■ Provided material:
╔══

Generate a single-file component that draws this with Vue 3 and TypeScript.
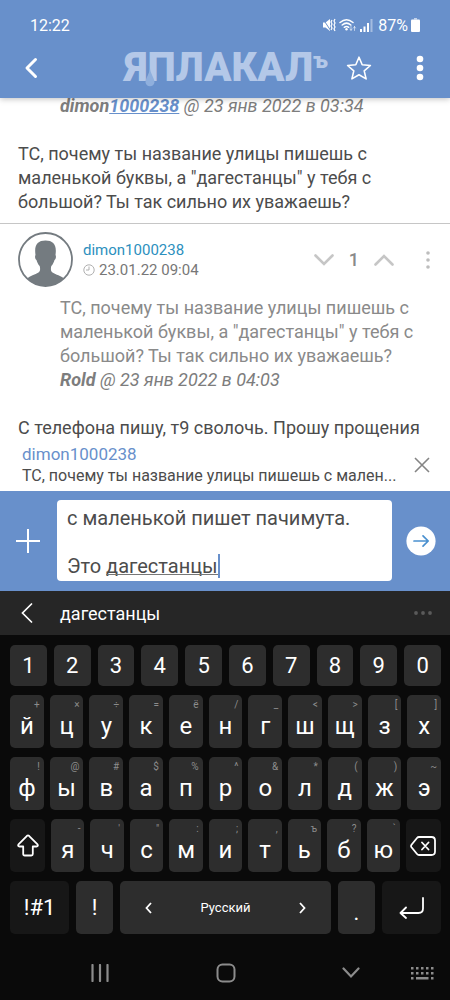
<script setup lang="ts">
import { ref } from 'vue'

interface Key {
  label: string
  hint: string
}

const toKeys = (labels: string, hints: string[]): Key[] =>
  [...labels].map((label, i) => ({ label, hint: hints[i] ?? '' }))

const digits: string[] = [...'1234567890']
const topRow = toKeys('йцукенгшщзх', ['+', '×', '÷', '=', 'ё', '/', '_', '<', '>', '[', ']'])
const homeRow = toKeys('фывапролджэ', ['!', '@', '#', '$', '%', '^', '&', '*', '(', ')', '~'])
const bottomRow = toKeys('ячсмитьбю', ['-', "'", '"', ':', ';', ',', 'ъ', '?', '`'])

const draft = ref('с маленькой пишет пачимута.\n\nЭто дагестанцы')
const question =
  'ТС, почему ты название улицы пишешь с маленькой буквы, а "дагестанцы" у тебя с большой? Ты так сильно их уважаешь?'
const excerpt = question.slice(0, 43) + '...'
</script>

<template>
  <div class="screen">
    <header class="header">
      <div class="status">
        <span class="clock">12:22</span>
        <div class="indicators">
          <svg width="14" height="14" viewBox="0 0 14 14" fill="none" stroke="#fff">
            <path d="M1 4.500h2.500L8 1v12L3.500 9.500H1z" fill="#fff" stroke="none" />
            <path d="M1 1l8 12" stroke="#6890cb" stroke-width="1" />
            <path d="M10 2l-1 2 1 2-1 2 1 2-1 2M13 1l-1 2 1 2-1 2 1 2-1 2 1 2" stroke-width="1.200" />
          </svg>
          <svg width="18" height="14" viewBox="0 0 18 14" fill="none" stroke="#fff" stroke-linecap="round">
            <path d="M1 4.500Q7.500-1 14 4.500M3.200 7Q7.500 3.300 11.800 7M5.300 9.300Q7.500 7.500 9.700 9.300" stroke-width="1.500" />
            <circle cx="7.500" cy="11.300" r="1.200" fill="#fff" stroke="none" />
            <path d="M12 8v4M11 11l1 1.500 1-1.500M15.500 12.500v-4M14.500 10l1-1.500 1 1.500" stroke-width="0.800" opacity=".7" />
          </svg>
          <svg width="13" height="13" viewBox="0 0 13 13" fill="#fff">
            <path d="M0 10h2v3H0zM3.500 7.500h2V13h-2zM7 4h2v9H7z" />
            <path d="M10.500 0h2v13h-2z" opacity=".4" />
          </svg>
          <span class="percent">87%</span>
          <svg width="9" height="14" viewBox="0 0 9 14" fill="#fff">
            <path d="M3 0h3v1.500H3z" opacity=".6" />
            <rect y="1.500" width="9" height="12.500" rx="1" />
          </svg>
        </div>
      </div>
      <div class="appbar">
        <button class="plain back" aria-label="Назад">
          <svg width="14" height="22" viewBox="0 0 14 22" fill="none" stroke="#fff" stroke-width="3" stroke-linecap="round" stroke-linejoin="round">
            <path d="M11.500 2.500L3 11l8.500 8.500" />
          </svg>
        </button>
        <a class="logo" href="#">ЯПЛАКАЛ<span class="sup">ъ</span>
          <svg class="drop" width="10" height="20" viewBox="0 0 10 20"><path d="M5 0C5 5 .500 10 .500 14.500a4.600 4.600 0 0 0 9 0C9.500 10 5 5 5 0z" fill="#8fafdd" /></svg>
        </a>
        <button class="plain star" aria-label="В избранное">
          <svg width="26" height="26" viewBox="0 0 26 26" fill="none" stroke="#fff" stroke-width="1.600" stroke-linejoin="round">
            <path d="M13 2.200l3.200 7.600 8.200.700-6.200 5.400 1.900 8L13 19.700l-7.100 4.200 1.900-8-6.200-5.400 8.200-.700z" />
          </svg>
        </button>
        <button class="plain menu" aria-label="Меню">
          <svg width="8" height="26" viewBox="0 0 8 26" fill="#fff"><circle cx="4" cy="4" r="3.300" /><circle cx="4" cy="13" r="3.300" /><circle cx="4" cy="22" r="3.300" /></svg>
        </button>
      </div>
    </header>

    <main class="feed">
      <article class="post first">
        <p class="quote cite"><b>dimon<a href="#">1000238</a></b> @ 23 янв 2022 в 03:34</p>
        <p class="text">{{ question }}</p>
      </article>
      <article class="post">
        <div class="author">
          <svg class="avatar" width="55" height="55" viewBox="0 0 55 55">
            <circle cx="27.500" cy="27.500" r="26.500" fill="#fff" stroke="#747b80" stroke-width="1.800" />
            <path d="M9 46.500C12 43.500 17 43 20.500 40.500c2-1.500 1.800-4 1.200-6.500-1.700-1.700-2.700-4-3.200-6-1.400-.500-1.900-3.800-1-5-1.500-10 2-14.500 10-14.500S39 13 37.500 23c.9 1.200.4 4.500-1 5-.5 2-1.500 4.300-3.200 6-.6 2.500-.8 5 1.200 6.500 3.500 2.500 8.500 3 11.500 6A26.500 26.500 0 0 1 9 46.500z" fill="#747b80" />
          </svg>
          <div class="who">
            <a class="nick" href="#">dimon1000238</a>
            <span class="date">
              <svg width="12" height="12" viewBox="0 0 12 12" fill="none" stroke="#b0b0b0"><circle cx="6" cy="6" r="5.200" /><path d="M6 2.500V6H3" /></svg>
              23.01.22 09:04
            </span>
          </div>
          <div class="votes">
            <button class="plain" aria-label="Минус">
              <svg width="20" height="12" viewBox="0 0 20 12" fill="none" stroke="#c6c6c6" stroke-width="2.600" stroke-linecap="round"><path d="M1.500 1.500L10 10l8.500-8.500" /></svg>
            </button>
            <span class="score">1</span>
            <button class="plain" aria-label="Плюс">
              <svg width="20" height="12" viewBox="0 0 20 12" fill="none" stroke="#c6c6c6" stroke-width="2.600" stroke-linecap="round"><path d="M1.500 10.500L10 2l8.500 8.500" /></svg>
            </button>
            <button class="plain more" aria-label="Ещё">
              <svg width="4" height="18" viewBox="0 0 4 18" fill="#bdbdbd"><circle cx="2" cy="2" r="1.800" /><circle cx="2" cy="9" r="1.800" /><circle cx="2" cy="16" r="1.800" /></svg>
            </button>
          </div>
        </div>
        <blockquote class="quote">
          {{ question }}
          <p class="cite"><b>Rold</b> @ 23 янв 2022 в 04:03</p>
        </blockquote>
        <p class="text">С телефона пишу, т9 сволочь. Прошу прощения</p>
      </article>
    </main>

    <section class="reply">
      <div class="preview">
        <a class="to" href="#">dimon1000238</a>
        <p class="excerpt">{{ excerpt }}</p>
      </div>
      <button class="plain" aria-label="Закрыть">
        <svg width="16" height="16" viewBox="0 0 16 16" stroke="#858585" stroke-width="1.600"><path d="M1 1l14 14M15 1L1 15" /></svg>
      </button>
    </section>

    <form class="composer" @submit.prevent>
      <button type="button" class="plain" aria-label="Прикрепить">
        <svg width="24" height="24" viewBox="0 0 24 24" stroke="#fff" stroke-width="2"><path d="M12 0v24M0 12h24" /></svg>
      </button>
      <div class="field">
        <textarea v-model="draft" rows="3" aria-label="Сообщение"></textarea>
        <span class="composing"></span>
      </div>
      <button class="plain" aria-label="Отправить">
        <svg width="30" height="30" viewBox="0 0 30 30" fill="none" stroke="#4a90cf" stroke-width="1.700" stroke-linecap="round" stroke-linejoin="round">
          <circle cx="15" cy="15" r="14.600" fill="#fff" stroke="none" />
          <path d="M8 15h14M17 9.800l5.200 5.200-5.200 5.200" />
        </svg>
      </button>
    </form>

    <div class="suggestions">
      <button class="plain" aria-label="Свернуть">
        <svg width="12" height="20" viewBox="0 0 12 20" fill="none" stroke="#fff" stroke-width="1.700" stroke-linecap="round"><path d="M10.500 1L1.500 10l9 9" /></svg>
      </button>
      <button class="plain word">дагестанцы</button>
      <button class="plain" aria-label="Ещё варианты">
        <svg width="18" height="4" viewBox="0 0 18 4" fill="#5a5a5a"><circle cx="2" cy="2" r="1.900" /><circle cx="9" cy="2" r="1.900" /><circle cx="16" cy="2" r="1.900" /></svg>
      </button>
    </div>

    <section class="keyboard">
      <div class="row wide">
        <button v-for="d in digits" :key="d" class="key digit">{{ d }}</button>
      </div>
      <div class="row">
        <button v-for="k in topRow" :key="k.label" class="key letter">{{ k.label }}<span class="hint">{{ k.hint }}</span></button>
      </div>
      <div class="row">
        <button v-for="k in homeRow" :key="k.label" class="key letter">{{ k.label }}<span class="hint">{{ k.hint }}</span></button>
      </div>
      <div class="row">
        <button class="key dark side" aria-label="Shift">
          <svg width="22" height="23" viewBox="0 0 22 23" fill="none" stroke="#fff" stroke-width="1.800" stroke-linejoin="round"><path d="M10 1.800Q11 1 12 1.800l8.500 8.500Q21.500 12.500 19.500 12.500H15.800V20q0 1.500-1.500 1.500H7.700Q6.200 21.500 6.200 20V12.500H2.500Q.500 12.500 1.500 10.300z" /></svg>
        </button>
        <button v-for="k in bottomRow" :key="k.label" class="key letter">{{ k.label }}<span class="hint">{{ k.hint }}</span></button>
        <button class="key dark side" aria-label="Удалить">
          <svg width="26" height="20" viewBox="0 0 26 20" fill="none" stroke="#fff" stroke-width="1.800" stroke-linejoin="round" stroke-linecap="round"><path d="M9 1h12.500Q25 1 25 4.500v11Q25 19 21.500 19H9Q7.800 19 7 18L1.500 11.300Q.600 10 1.500 8.700L7 2Q7.800 1 9 1zM12 6.500l6.500 7M18.500 6.500l-6.500 7" /></svg>
        </button>
      </div>
      <div class="row wide">
        <button class="key dark edge">!#1</button>
        <button class="key mark">!</button>
        <button class="key space">
          <svg width="7" height="12" viewBox="0 0 7 12" fill="none" stroke="#fff" stroke-width="1.800"><path d="M6 1L1.500 6 6 11" /></svg>
          Русский
          <svg width="7" height="12" viewBox="0 0 7 12" fill="none" stroke="#fff" stroke-width="1.800"><path d="M1 1l4.500 5L1 11" /></svg>
        </button>
        <button class="key mark dot">.</button>
        <button class="key dark edge" aria-label="Ввод">
          <svg width="26" height="22" viewBox="0 0 26 22" fill="none" stroke="#fff" stroke-width="1.800" stroke-linecap="round" stroke-linejoin="round"><path d="M24 1v10.500Q24 16 19.500 16H1.500M7 10.500L1.500 16 7 21" /></svg>
        </button>
      </div>
    </section>

    <nav class="nav">
      <button class="plain" aria-label="Недавние">
        <svg width="18" height="18" viewBox="0 0 18 18" stroke="#8c8c8c" stroke-width="2.200" stroke-linecap="round"><path d="M1.500 1v16M9 1v16M16.500 1v16" /></svg>
      </button>
      <button class="plain" aria-label="Домой">
        <svg width="20" height="20" viewBox="0 0 20 20" fill="none" stroke="#8c8c8c" stroke-width="2"><rect x="1.500" y="1.500" width="17" height="17" rx="5" /></svg>
      </button>
      <button class="plain" aria-label="Скрыть клавиатуру">
        <svg width="18" height="12" viewBox="0 0 18 12" fill="none" stroke="#8c8c8c" stroke-width="2.200" stroke-linecap="round"><path d="M1.500 1.500L9 9.500l7.500-8" /></svg>
      </button>
      <button class="plain switcher" aria-label="Выбор клавиатуры">
        <svg width="23" height="13" viewBox="0 0 23 13" fill="#8c8c8c">
          <path d="M0 0h2.500v2.500H0zM5 0h2.500v2.500H5zM10 0h2.500v2.500H10zM15 0h2.500v2.500H15zM20 0h2.500v2.500H20zM0 5h2.500v2.500H0zM5 5h2.500v2.500H5zM10 5h2.500v2.500H10zM15 5h2.500v2.500H15zM20 5h2.500v2.500H20zM0 10h2.500v2.500H0zM5 10h12.500v2.500H5zM20 10h2.500v2.500H20z" />
        </svg>
      </button>
    </nav>
  </div>
</template>

<style>
body {
  background: #0a0a0a;
}
</style>

<style scoped>
.screen {
  display: flex;
  flex-direction: column;
  min-height: 100vh;
  background: #0a0a0a;
  font-family: Roboto, "Noto Sans", sans-serif;
  color: #4c4c4c;
}
.screen * {
  box-sizing: border-box;
}
button,
textarea {
  font-family: inherit;
}
p,
blockquote {
  margin: 0;
}
a {
  text-decoration: none;
}
svg {
  display: block;
  flex: none;
}
.plain {
  padding: 0;
  border: 0;
  background: none;
  color: inherit;
}
.header {
  position: relative;
  z-index: 1;
  background: #6890cb;
  color: #fff;
  box-shadow: 0 1px 6px rgba(0, 0, 0, 0.25);
}
.status {
  display: flex;
  justify-content: space-between;
  align-items: center;
  height: 38px;
  padding: 12px 30px 0;
  font-size: 16px;
}
.indicators {
  display: flex;
  align-items: center;
  gap: 3px;
}
.percent {
  margin-left: 2px;
}
.appbar {
  display: flex;
  align-items: center;
  height: 60px;
  padding: 0 26px 0 24px;
}
.logo {
  position: relative;
  display: flex;
  align-items: flex-start;
  margin-left: auto;
  font-size: 40px;
  line-height: 40px;
  font-weight: 900;
  color: #b4c8e8;
}
.sup {
  font-size: 22px;
  line-height: 26px;
}
.drop {
  position: absolute;
  left: 20px;
  bottom: 0;
}
.star {
  margin-left: 18px;
}
.menu {
  margin-left: 44px;
}
.feed {
  flex: 1;
  margin-top: -4px;
  overflow: hidden;
  background: #fff;
  font-size: 18px;
  line-height: 24px;
}
.post {
  padding: 8px 18px 0;
}
.first {
  padding: 0 18px 9px;
  border-bottom: 1px solid #c6c6c6;
}
.quote {
  margin-left: 42px;
  color: #8a8a8a;
}
.cite {
  font-style: italic;
  color: #7d7d7d;
}
.cite a {
  color: #6890cb;
  text-decoration: underline;
}
.text {
  margin-top: 24px;
}
.author {
  display: flex;
  align-items: center;
  margin-bottom: 9px;
}
.who {
  display: flex;
  flex-direction: column;
  margin-left: 10px;
  font-size: 15px;
  line-height: 20px;
}
.nick {
  color: #2c90be;
}
.date {
  display: flex;
  align-items: center;
  gap: 4px;
  color: #777;
}
.votes {
  display: flex;
  align-items: center;
  margin-left: auto;
  gap: 15px;
  margin-right: 2px;
}
.score {
  font-weight: 500;
  color: #8a8a8a;
}
.more {
  margin-left: 17px;
}
.reply {
  display: flex;
  align-items: center;
  justify-content: space-between;
  padding: 2px 20px 4px 22px;
  background: #fff;
}
.preview {
  flex: 1;
}
.to {
  display: block;
  font-size: 17px;
  line-height: 22px;
  color: #6890cb;
}
.excerpt {
  font-size: 16px;
  line-height: 22px;
}
.composer {
  display: flex;
  align-items: center;
  padding: 9px 14px 10px 16px;
  gap: 14px;
  background: #6890cb;
}
.field {
  position: relative;
  flex: 1;
  height: 81px;
  margin-left: 3px;
}
textarea {
  display: block;
  width: 100%;
  height: 100%;
  padding: 6px 10px 0;
  border: 0;
  border-radius: 4px;
  outline: 0;
  resize: none;
  overflow: hidden;
  background: #fff;
  font-size: 20px;
  line-height: 24px;
  color: #4c4c4c;
}
.composing {
  position: absolute;
  left: 49px;
  bottom: 3px;
  width: 114px;
  height: 24px;
  border-right: 2px solid #6890cb;
  background: linear-gradient(#777, #777) 0 20px / 100% 1px no-repeat;
}
.suggestions {
  display: flex;
  align-items: center;
  height: 44px;
  padding: 0 18px 0 21px;
  background: #262626;
  color: #fff;
}
.word {
  margin: 0 auto 0 27px;
  font-size: 18px;
}
.keyboard {
  display: grid;
  gap: 9px;
  padding: 10px 9px 0 10px;
}
.row {
  display: flex;
  gap: 6px;
}
.wide {
  gap: 7px;
}
.key {
  position: relative;
  display: flex;
  flex: 1 1 0;
  align-items: center;
  justify-content: center;
  min-width: 0;
  height: 53px;
  padding: 0;
  border: 0;
  border-radius: 5px;
  background: #2d2d2d;
  font-size: 22px;
  color: #fff;
}
.digit {
  height: 41px;
}
.letter {
  padding-top: 9px;
  font-size: 24px;
}
.hint {
  position: absolute;
  top: 4px;
  right: 4px;
  font-size: 10px;
  line-height: 12px;
  color: #8c8c8c;
}
.dark {
  background: #171717;
}
.side {
  flex: 0 0 35px;
}
.edge {
  flex: 0 0 59px;
}
.mark {
  flex: 0 0 37px;
}
.dot {
  padding-top: 10px;
}
.space {
  justify-content: space-between;
  padding: 0 25px;
  font-size: 13px;
}
.nav {
  display: flex;
  align-items: center;
  justify-content: space-between;
  height: 66px;
  padding: 12px 16px 0 91px;
}
.switcher {
  margin-left: -56px;
}
</style>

╚══

■ What you are asked to do:
Write out again exactly the lines from the start of the data above through the line containing "[...labels].map((label, i) =>", inclusive, excluding any pictures.

■ Response:
Generate a single-file component that draws this with Vue 3 and TypeScript.
<script setup lang="ts">
import { ref } from 'vue'

interface Key {
  label: string
  hint: string
}

const toKeys = (labels: string, hints: string[]): Key[] =>
  [...labels].map((label, i) => ({ label, hint: hints[i] ?? '' }))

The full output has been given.